Con esa técnica ya probada en el juego, busca enterrar a Abelardo: pintarlo de extremista para deslegitimar su cruzada contra el desgobierno petrista, satanizarlo y atacar su persona ante la incapacidad de controvertir sus argumentos, hoy blindados por el respaldo ciudadano. Difícil tarea, cuando, cada vez que abren un micrófono al abogado o a su coequipero Enrique Gómez, su sinceridad parece resultar más cautivadora.
Coincidencialmente, Santos ronda Bogotá, susurrando en salones de clubes y greens de golf, y movilizando a su élite ladina para consolidar el ataque contra quien hoy representa lo que millones de colombianos sienten, pero temen expresar.
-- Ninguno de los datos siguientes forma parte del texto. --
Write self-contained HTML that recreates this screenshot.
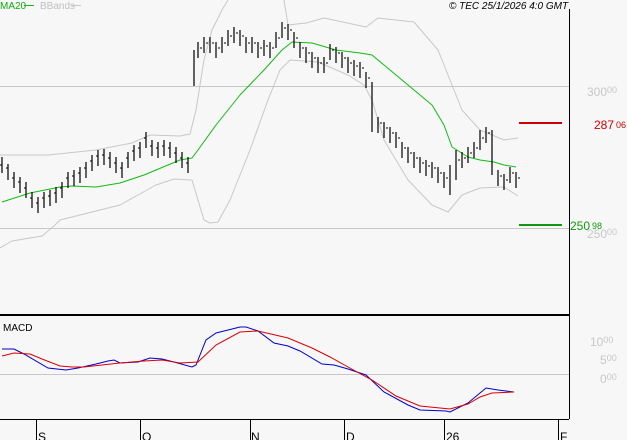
<!DOCTYPE html><html><head><style>
body{margin:0;background:#f7f7f7;width:627px;height:440px;overflow:hidden}
svg{display:block}
text{font-family:"Liberation Sans",sans-serif}
</style></head><body>
<svg width="627" height="440" viewBox="0 0 627 440">
<rect width="627" height="440" fill="#f7f7f7"/>
<line x1="0" y1="86.5" x2="569" y2="86.5" stroke="#c8c8c8"/>
<line x1="0" y1="228.5" x2="569" y2="228.5" stroke="#c8c8c8"/>
<line x1="0" y1="374.5" x2="569" y2="374.5" stroke="#c8c8c8"/>
<polyline fill="none" stroke="#c8c8c8" stroke-linejoin="round" points="0,155 48,155 96,150 132,143 150,135 180,136 190,134 196,110 204,60 212,30 222,10 228,0"/>
<polyline fill="none" stroke="#c8c8c8" stroke-linejoin="round" points="284,0 288,25 306,23 324,18 366,27 378,18 414,22 438,50 462,110 480,130 504,140 518,138"/>
<polyline fill="none" stroke="#c8c8c8" stroke-linejoin="round" points="0,248 12,241 42,236 54,226 60,220 120,205 156,185 174,179 192,180 198,200 204,220 210,223 218,222 230,200 250,150 268,100 280,70 290,60 318,62 348,75 364,85 372,100 384,140 408,180 432,205 448,212 462,195 480,188 504,187 518,196"/>
<polyline fill="none" stroke="#11bb11" stroke-linejoin="round" points="2,202 30,193 60,187 72,186 96,187 120,183 144,175 168,165 180,160 192,158 198,150 216,125 240,95 264,70 282,50 292,42 312,43 336,50 360,53 372,55 384,65 408,85 432,105 444,125 452,147 468,157 480,160 494,162 504,165 516,167"/>
<path fill="none" stroke="#000" stroke-width="1.2" d="M2 157v16M8 164v16M14 172v16M20 177v16M26 182v16M32 192v16M38 197v16M44 192v16M50 190v16M56 187v16M62 182v16M68 172v16M74 170v16M80 167v16M86 162v16M92 155v16M98 150v16M104 149v16M110 152v16M116 157v16M122 162v16M128 152v16M134 145v16M140 142v16M146 132v16M152 140v16M158 142v16M164 140v16M170 142v16M176 147v16M182 152v16M188 157v16M194 50v36M198 42v16M204 37v16M210 37v16M216 42v16M222 37v16M228 30v16M234 27v16M240 30v16M246 37v16M252 37v16M258 42v16M264 40v16M270 42v16M276 32v16M282 22v16M288 24v16M294 32v16M300 42v16M306 47v16M312 52v16M318 57v16M324 57v16M330 44v16M336 47v16M342 52v16M348 57v16M354 60v16M360 62v16M366 72v16M372 82v50M378 117v16M384 122v16M390 127v16M396 132v16M402 142v16M408 147v16M414 152v16M420 157v16M426 160v16M432 162v16M438 167v16M444 172v16M450 165v30M456 150v30M462 152v16M468 147v16M474 142v16M480 130v20M486 127v16M492 130v45M498 170v16M504 174v16M510 167v16M516 172v16"/>
<path fill="none" stroke="#000" d="M0 165h2M6 168h2M12 178h2M18 182h2M24 188h2M30 198h2M36 203h2M42 198h2M48 196h2M54 193h2M60 188h2M66 178h2M72 176h2M78 173h2M84 168h2M90 161h2M96 156h2M102 155h2M108 158h2M114 163h2M120 168h2M126 158h2M132 151h2M138 148h2M144 138h2M150 146h2M156 148h2M162 146h2M168 148h2M174 153h2M180 158h2M186 163h2M200 48h2M206 43h2M212 43h2M218 48h2M224 43h2M230 36h2M236 33h2M242 36h2M248 43h2M254 43h2M260 48h2M266 46h2M272 48h2M278 38h2M284 28h2M290 30h2M296 38h2M302 48h2M308 53h2M314 58h2M320 63h2M326 63h2M332 50h2M338 53h2M344 58h2M350 63h2M356 66h2M362 68h2M368 78h2M380 123h2M386 128h2M392 133h2M398 138h2M404 148h2M410 153h2M416 158h2M422 163h2M428 166h2M434 168h2M440 173h2M446 178h2M458 160h2M464 158h2M470 153h2M476 148h2M482 138h2M488 133h2M500 176h2M506 180h2M512 173h2M518 178h2"/>
<line x1="569.5" y1="9" x2="569.5" y2="419" stroke="#000"/>
<line x1="0" y1="315" x2="569" y2="315" stroke="#000" stroke-width="2"/>
<line x1="0" y1="419.5" x2="569" y2="419.5" stroke="#000"/>
<path stroke="#000" d="M36.5 419v21M140.5 419v21M250.5 419v21M344.5 419v21M444.5 419v21M558.5 419v21"/>
<g font-size="12" fill="#000"><text x="38" y="441">S</text><text x="142" y="441">O</text><text x="251" y="441">N</text><text x="346" y="441">D</text><text x="446" y="441">26</text><text x="560" y="441">F</text></g>
<polyline fill="none" stroke="#0000cc" points="2,349 14,349 24,354 48,368 66,370 78,368 96,364 108,361 114,360 120,363 138,362 150,358 162,359 174,362 192,367 196,365 206,340 216,333 240,327 246,327 258,331 274,343 288,346 300,351 322,364 334,365 348,369 366,375 384,392 408,405 420,410 446,411 450,412 468,403 486,388 498,390 514,392"/>
<polyline fill="none" stroke="#dd0000" points="2,356 14,353 30,354 42,359 60,366 72,367 84,367 102,365 120,363 144,361 162,360 180,363 198,362 216,345 240,332 258,331 288,338 312,348 330,357 348,367 372,380 396,396 420,406 450,409 468,404 480,397 492,393 514,392"/>
<text x="3" y="331" font-size="10" fill="#000">MACD</text>
<text x="0" y="9" font-size="10" fill="#11aa11">MA20</text><line x1="24" y1="5.5" x2="34" y2="5.5" stroke="#11bb11"/>
<text x="40" y="9" font-size="10" fill="#c0c0c0">BBands</text><line x1="72" y1="5.5" x2="81" y2="5.5" stroke="#c8c8c8"/>
<text x="449" y="9" font-size="10" font-style="italic" fill="#000">© TEC 25/1/2026 4:0 GMT</text>
<line x1="519" y1="123" x2="562" y2="123" stroke="#cc0000" stroke-width="2"/>
<line x1="519" y1="225" x2="562" y2="225" stroke="#119911" stroke-width="2"/>
<g font-size="12" fill="#c8c8c8"><text x="587" y="96">300<tspan font-size="9" dy="-3">00</tspan></text><text x="587" y="238">250<tspan font-size="9" dy="-3">00</tspan></text>
<text x="590" y="346">10<tspan font-size="9" dy="-3">00</tspan></text><text x="600" y="364">5<tspan font-size="9" dy="-3">00</tspan></text><text x="600" y="383">0<tspan font-size="9" dy="-3">00</tspan></text></g>
<text x="594" y="129" font-size="12" fill="#cc0000">287<tspan font-size="9" dx="2" dy="-1">06</tspan></text>
<text x="570" y="230" font-size="12" fill="#119911">250<tspan font-size="9" dx="2" dy="-1">98</tspan></text>
</svg>
</body></html>
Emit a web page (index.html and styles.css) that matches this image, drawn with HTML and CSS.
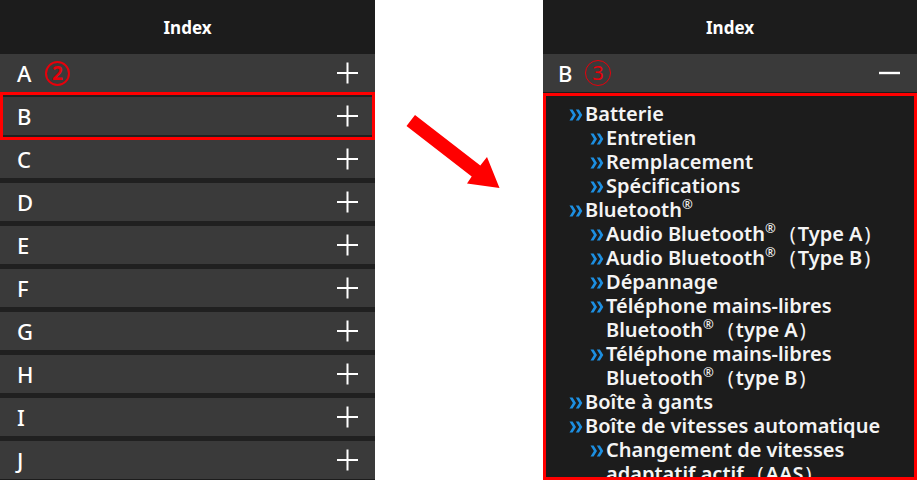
FILE: index.html
```html
<!DOCTYPE html>
<html lang="fr">
<head>
<meta charset="utf-8">
<title>Index</title>
<link rel="stylesheet" href="styles.css">
</head>
<body>
<div class="screen">
  <section class="panel panel-left">
    <header class="title">Index</header>
    <ul class="rows">
      <li class="row"><span class="letter">A</span><span class="badge badge-bold">2</span><svg class="icon" width="21" height="22" viewBox="0 0 21 22"><path d="M10.5 0.5V21.5M0 11H21" stroke="#fff" stroke-width="2" fill="none"/></svg></li>
      <li class="row selected"><span class="letter">B</span><svg class="icon" width="21" height="22" viewBox="0 0 21 22"><path d="M10.5 0.5V21.5M0 11H21" stroke="#fff" stroke-width="2" fill="none"/></svg></li>
      <li class="row"><span class="letter">C</span><svg class="icon" width="21" height="22" viewBox="0 0 21 22"><path d="M10.5 0.5V21.5M0 11H21" stroke="#fff" stroke-width="2" fill="none"/></svg></li>
      <li class="row"><span class="letter">D</span><svg class="icon" width="21" height="22" viewBox="0 0 21 22"><path d="M10.5 0.5V21.5M0 11H21" stroke="#fff" stroke-width="2" fill="none"/></svg></li>
      <li class="row"><span class="letter">E</span><svg class="icon" width="21" height="22" viewBox="0 0 21 22"><path d="M10.5 0.5V21.5M0 11H21" stroke="#fff" stroke-width="2" fill="none"/></svg></li>
      <li class="row"><span class="letter">F</span><svg class="icon" width="21" height="22" viewBox="0 0 21 22"><path d="M10.5 0.5V21.5M0 11H21" stroke="#fff" stroke-width="2" fill="none"/></svg></li>
      <li class="row"><span class="letter">G</span><svg class="icon" width="21" height="22" viewBox="0 0 21 22"><path d="M10.5 0.5V21.5M0 11H21" stroke="#fff" stroke-width="2" fill="none"/></svg></li>
      <li class="row"><span class="letter">H</span><svg class="icon" width="21" height="22" viewBox="0 0 21 22"><path d="M10.5 0.5V21.5M0 11H21" stroke="#fff" stroke-width="2" fill="none"/></svg></li>
      <li class="row"><span class="letter">I</span><svg class="icon" width="21" height="22" viewBox="0 0 21 22"><path d="M10.5 0.5V21.5M0 11H21" stroke="#fff" stroke-width="2" fill="none"/></svg></li>
      <li class="row"><span class="letter">J</span><svg class="icon" width="21" height="22" viewBox="0 0 21 22"><path d="M10.5 0.5V21.5M0 11H21" stroke="#fff" stroke-width="2" fill="none"/></svg></li>
    </ul>
  </section>

  <div class="gap">
    <svg class="arrow" width="168" height="200" viewBox="0 0 168 200">
      <polygon points="40,115 105.3,165.5 112,157 124.5,188 92,183.5 96.7,176.5 31.5,126" fill="#ff0000"/>
    </svg>
  </div>

  <section class="panel panel-right">
    <header class="title">Index</header>
    <div class="row row-open"><span class="letter">B</span><span class="badge">3</span><svg class="icon" width="21" height="4" viewBox="0 0 21 4"><path d="M0 2H21" stroke="#fff" stroke-width="2.4" fill="none"/></svg></div>
    <ul class="list">
      <li class="item l1"><span class="chev"><svg width="14" height="12" viewBox="0 0 14 12"><path d="M0.5 0.5H3.6L7 6L3.6 11.5H0.5L3.9 6Z M6.8 0.5H9.9L13.3 6L9.9 11.5H6.8L10.2 6Z" fill="#1d8fe1"/></svg></span><span class="txt">Batterie</span></li>
      <li class="item l2"><span class="chev"><svg width="14" height="12" viewBox="0 0 14 12"><path d="M0.5 0.5H3.6L7 6L3.6 11.5H0.5L3.9 6Z M6.8 0.5H9.9L13.3 6L9.9 11.5H6.8L10.2 6Z" fill="#1d8fe1"/></svg></span><span class="txt">Entretien</span></li>
      <li class="item l2"><span class="chev"><svg width="14" height="12" viewBox="0 0 14 12"><path d="M0.5 0.5H3.6L7 6L3.6 11.5H0.5L3.9 6Z M6.8 0.5H9.9L13.3 6L9.9 11.5H6.8L10.2 6Z" fill="#1d8fe1"/></svg></span><span class="txt">Remplacement</span></li>
      <li class="item l2"><span class="chev"><svg width="14" height="12" viewBox="0 0 14 12"><path d="M0.5 0.5H3.6L7 6L3.6 11.5H0.5L3.9 6Z M6.8 0.5H9.9L13.3 6L9.9 11.5H6.8L10.2 6Z" fill="#1d8fe1"/></svg></span><span class="txt">Spécifications</span></li>
      <li class="item l1"><span class="chev"><svg width="14" height="12" viewBox="0 0 14 12"><path d="M0.5 0.5H3.6L7 6L3.6 11.5H0.5L3.9 6Z M6.8 0.5H9.9L13.3 6L9.9 11.5H6.8L10.2 6Z" fill="#1d8fe1"/></svg></span><span class="txt">Bluetooth<sup>®</sup></span></li>
      <li class="item l2"><span class="chev"><svg width="14" height="12" viewBox="0 0 14 12"><path d="M0.5 0.5H3.6L7 6L3.6 11.5H0.5L3.9 6Z M6.8 0.5H9.9L13.3 6L9.9 11.5H6.8L10.2 6Z" fill="#1d8fe1"/></svg></span><span class="txt">Audio Bluetooth<sup>®</sup><span class="paren-open">(</span>Type A<span class="paren">)</span></span></li>
      <li class="item l2"><span class="chev"><svg width="14" height="12" viewBox="0 0 14 12"><path d="M0.5 0.5H3.6L7 6L3.6 11.5H0.5L3.9 6Z M6.8 0.5H9.9L13.3 6L9.9 11.5H6.8L10.2 6Z" fill="#1d8fe1"/></svg></span><span class="txt">Audio Bluetooth<sup>®</sup><span class="paren-open">(</span>Type B<span class="paren">)</span></span></li>
      <li class="item l2"><span class="chev"><svg width="14" height="12" viewBox="0 0 14 12"><path d="M0.5 0.5H3.6L7 6L3.6 11.5H0.5L3.9 6Z M6.8 0.5H9.9L13.3 6L9.9 11.5H6.8L10.2 6Z" fill="#1d8fe1"/></svg></span><span class="txt">Dépannage</span></li>
      <li class="item l2"><span class="chev"><svg width="14" height="12" viewBox="0 0 14 12"><path d="M0.5 0.5H3.6L7 6L3.6 11.5H0.5L3.9 6Z M6.8 0.5H9.9L13.3 6L9.9 11.5H6.8L10.2 6Z" fill="#1d8fe1"/></svg></span><span class="txt">Téléphone mains-libres<br>Bluetooth<sup>®</sup><span class="paren-open">(</span>type A<span class="paren">)</span></span></li>
      <li class="item l2"><span class="chev"><svg width="14" height="12" viewBox="0 0 14 12"><path d="M0.5 0.5H3.6L7 6L3.6 11.5H0.5L3.9 6Z M6.8 0.5H9.9L13.3 6L9.9 11.5H6.8L10.2 6Z" fill="#1d8fe1"/></svg></span><span class="txt">Téléphone mains-libres<br>Bluetooth<sup>®</sup><span class="paren-open">(</span>type B<span class="paren">)</span></span></li>
      <li class="item l1"><span class="chev"><svg width="14" height="12" viewBox="0 0 14 12"><path d="M0.5 0.5H3.6L7 6L3.6 11.5H0.5L3.9 6Z M6.8 0.5H9.9L13.3 6L9.9 11.5H6.8L10.2 6Z" fill="#1d8fe1"/></svg></span><span class="txt">Boîte à gants</span></li>
      <li class="item l1"><span class="chev"><svg width="14" height="12" viewBox="0 0 14 12"><path d="M0.5 0.5H3.6L7 6L3.6 11.5H0.5L3.9 6Z M6.8 0.5H9.9L13.3 6L9.9 11.5H6.8L10.2 6Z" fill="#1d8fe1"/></svg></span><span class="txt">Boîte de vitesses automatique</span></li>
      <li class="item l2"><span class="chev"><svg width="14" height="12" viewBox="0 0 14 12"><path d="M0.5 0.5H3.6L7 6L3.6 11.5H0.5L3.9 6Z M6.8 0.5H9.9L13.3 6L9.9 11.5H6.8L10.2 6Z" fill="#1d8fe1"/></svg></span><span class="txt">Changement de vitesses<br>adaptatif actif<span class="paren-open">(</span>AAS<span class="paren">)</span></span></li>
    </ul>
  </section>
</div>
</body>
</html>
```

FILE: styles.css
```css
* {
  box-sizing: border-box;
  margin: 0;
  padding: 0;
}

html,
body {
  width: 917px;
  height: 480px;
  overflow: hidden;
  background: #ffffff;
}

body {
  font-family: "Noto Sans", "DejaVu Sans", sans-serif;
  color: #ffffff;
}

.screen {
  display: flex;
  height: 480px;
}

.panel {
  display: flex;
  flex-direction: column;
  background: #1c1c1c;
  overflow: hidden;
  height: 480px;
}

.panel-left {
  width: 375px;
}

.panel-right {
  width: 374px;
}

.gap {
  flex: 1;
}

.arrow {
  display: block;
}

.title {
  flex: none;
  height: 54px;
  display: flex;
  align-items: center;
  justify-content: center;
  font-size: 17px;
  font-weight: 700;
  background: #1c1c1c;
}

.rows {
  list-style: none;
  display: flex;
  flex-direction: column;
  gap: 5px;
  background: #202020;
}

.row {
  position: relative;
  flex: none;
  height: 38px;
  background: #3a3a3a;
  display: flex;
  align-items: center;
  padding: 0 17px 0 17px;
}

.row-open {
  padding-left: 15px;
}

.letter {
  width: 28px;
  font-size: 22px;
  font-weight: 500;
  line-height: 1;
}

.row-open .letter {
  width: 27px;
}

.badge {
  width: 26px;
  height: 26px;
  border: 1.5px solid #e8000b;
  border-radius: 50%;
  color: #e8000b;
  font-size: 20px;
  font-weight: 400;
  line-height: 1;
  display: flex;
  align-items: center;
  justify-content: center;
}

.badge-bold {
  width: 25px;
  height: 25px;
  font-size: 19px;
  font-weight: 700;
  border-width: 2px;
}

.icon {
  margin-left: auto;
  display: block;
}

.row.selected::after {
  content: "";
  position: absolute;
  left: 0;
  right: 0;
  top: -5px;
  bottom: -5px;
  border: 3px solid #ff0000;
}

.list {
  flex: 1;
  min-height: 0;
  margin-top: 1px;
  border: 3px solid #ff0000;
  padding-top: 6px;
  overflow: hidden;
  list-style: none;
  font-size: 20px;
  font-weight: 600;
  line-height: 24px;
  color: #f4f4f4;
}

.item {
  display: flex;
  align-items: flex-start;
}

.l1 {
  padding-left: 23px;
}

.l2 {
  padding-left: 44px;
}

.chev {
  flex: none;
  width: 16px;
  height: 24px;
  display: flex;
  align-items: center;
  padding-top: 2px;
}

.chev svg {
  display: block;
}

.txt {
  white-space: nowrap;
}

.txt sup {
  font-size: 13px;
  line-height: 0;
  vertical-align: 8px;
  font-weight: 500;
}

.paren-open {
  margin-left: 14px;
  margin-right: 2px;
  font-weight: 400;
}

.paren {
  margin-left: 2px;
  font-weight: 400;
}
```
Necesita evitar que un outsider como Abelardo, forjado en las regiones y no en los pasillos de poder, irrumpa en Nariño. Pero ignora la verdad demoledora que, incluso, sus nuevos amigos repiten como libreto: ese país que manejaban desde un club capitalino ya no existe.
Colombia es hoy un mosaico de regiones en erupción, con voces que rugen por autonomía, orden y libertad. Y hay alguien que lo comprendió. Abelardo no es un político más que está llamando la atención: es un tipo formado, pero cercano; culto, pero dicharachero; es el desenmascarador que pone, por fin, el spotlight en Santos y sus herederos, recordando que el verdadero riesgo es volver a creer en tahúres que reparten cartas marcadas.
El tiempo del póker pasó. Colombia necesita ajedrez: estrategia abierta y juego honesto. Eso es lo que hoy han sabido interpretar Abelardo y Enrique Gómez. No tartamudean: inspiran con la fuerza de la Constitución. No pretenden caer bien, sino hacer lo necesario. En 2026 va a haber una nueva partida. Pero, esta vez, el tigre ha despertado a los colombianos y los acostumbrados al juego sinuoso la tendrán más difícil.